Lo spettacolo offerto dal Parlamento in occasione dell’elezione del Presidente della Repubblica è senza precedenti.
Non è il numero delle votazioni andate a vuoto a segnalare il basso livello della classe politica quanto le modalità e la grettezza degli orientamenti che hanno portato i parlamentari a bocciare di volta in volta le candidature.
Alla base delle decisioni non si delineavano giudizi meritocratici ma un unico comune denominatore: salvare la legislatura, per consentire ai parlamentari – nella maggior parte a rischio di riconferma – di conseguire la pensione.

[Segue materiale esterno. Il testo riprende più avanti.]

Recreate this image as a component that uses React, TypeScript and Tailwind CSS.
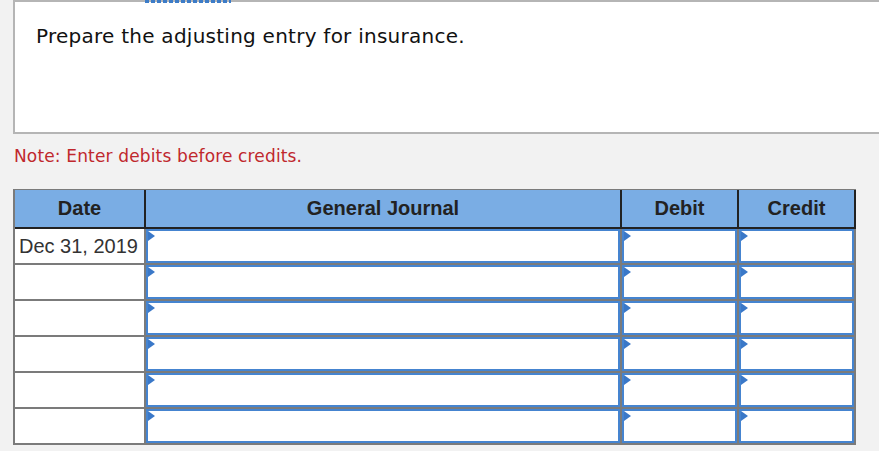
import React from "react";

const bodyRows = ["Dec 31, 2019", "", "", "", "", ""];

function Entry({ width }: { width: string }) {
  return (
    <div className={`${width} h-full bg-white border-r-2 border-[#7b7b7b]`}>
      <div className="relative h-full w-full border-2 border-[#4584d0] bg-white">
        <span className="absolute left-0 top-0 w-0 h-0 border-y-[5px] border-y-transparent border-l-[7px] border-l-[#3a78c8]" />
      </div>
    </div>
  );
}

export default function App() {
  return (
    <div className="relative w-[879px] h-[451px] overflow-hidden bg-[#f2f2f2] font-['DejaVu_Sans',sans-serif]">
      {/* dotted focus marks from the element above */}
      <div className="absolute left-[145px] top-0 z-10 w-[86px] h-[3px] bg-[repeating-linear-gradient(90deg,#3c7cc8_0_4px,transparent_4px_6px)]" />

      {/* Question box */}
      <div className="ml-[13px] w-[900px] h-[134px] border-2 border-[#b5b5b5] bg-white pl-[21px] pt-[22px]">
        <p className="text-[20px] leading-[24px] tracking-[0.25px] text-[#111]">
          Prepare the adjusting entry for insurance.
        </p>
      </div>

      {/* Note */}
      <p className="mt-[12px] ml-[14px] text-[17px] leading-[20px] tracking-[0.15px] text-[#c0282d]">
        Note: Enter debits before credits.
      </p>

      {/* Journal table */}
      <div className="mt-[23px] ml-[13px] w-[843px] font-['Liberation_Sans',Arial,sans-serif]">
        {/* header */}
        <div className="flex h-[40px] border-t border-l-2 border-[#7b7b7b] bg-[#7aade4] text-[20px] font-bold text-[#222]">
          <div className="w-[131px] flex items-center justify-center pb-[1px] border-r-2 border-b-2 border-[#222]">Date</div>
          <div className="w-[476px] flex items-center justify-center pb-[1px] border-r-2 border-b-2 border-[#222]">General Journal</div>
          <div className="w-[117px] flex items-center justify-center pb-[1px] border-r-2 border-b-2 border-[#222]">Debit</div>
          <div className="w-[117px] flex items-center justify-center pb-[1px] border-r-2 border-b-2 border-[#222]">Credit</div>
        </div>

        {/* body */}
        {bodyRows.map((date, i) => (
          <div key={i} className="flex h-[36px] border-l-2 border-b-2 border-[#7b7b7b]">
            <div className="w-[131px] h-full flex items-center pl-[4px] bg-white border-r-2 border-[#7b7b7b] text-[20px] text-[#333]">
              {date}
            </div>
            <Entry width="w-[476px]" />
            <Entry width="w-[117px]" />
            <Entry width="w-[117px]" />
          </div>
        ))}
      </div>
    </div>
  );
}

Uno spettacolo pietoso offerto da tutti i cosiddetti partiti.
Ma c’era da aspettarselo!
L’accesso al Parlamento di una massa di deputati nella quasi totalità senza storia personale ha fatto segnare alla Istituzione, come sempre avviene, un processo di omogeneizzazione al livello più basso.
I cinque stelle sono stati i primi protagonisti di questo fenomeno, avendo rinnegato, progressivamente e con spudorata albagia, tutti i velleitari princìpi che li avevano portati al potere: svuotare il Parlamento come una scatoletta di tonno, agire solo nell’interesse del paese, divieto di partecipare a più legislature, rifiuto delle auto blu (proposito, questo, rispettato perché da blu sono diventate grigie), eguaglianza di tutti i deputati (uno vale uno), la meritocrazia alla base dei giudizi e delle nomine.
Ed in una politica senza ideali – ed aggiungo, senza idee – è stato trascinato l’intero Parlamento.
E come per i naufraghi in una nave che affonda l’imperativo collettivo è salvare la vita, per i nostri deputati è stato salvare il posto a ogni costo.
È questo un male atavico, stigmatizzato anche da Plutarco.
Ma, in tempi più recenti, Pietro Fanfani (Pietro, scrittore e filologo e non Amintore, il famoso esponente democristiano), nel vocabolario dell’uso toscano, definisce così il pagnottista: «Chi si fa grasso stando a concistoro, chi sotto colore di amar l’Italia uccella solo ad affidi pubblici ed a pubblici guadagni e chi studia solo di conservarseli, imbuscherandosi e dell’Italia e d’ogni cosa».
E dell’Italia e d’ogni cosa si sono imbuscherati i nostri parlamentari.
La riconferma di Mattarella a Capo dello Stato – a prescindere dai meriti personali dell’eletto – costituisce la prova del fallimento del Parlamento, che si è rifiutato di individuare, tra oltre sessanta milioni di cittadini, uno in grado di rivestire tale ruolo al solo scopo di conseguire fini di utilità personale.
È questo un oltraggio all’intero paese.
Ma i nostri deputati tirano avanti, fino alla pensione.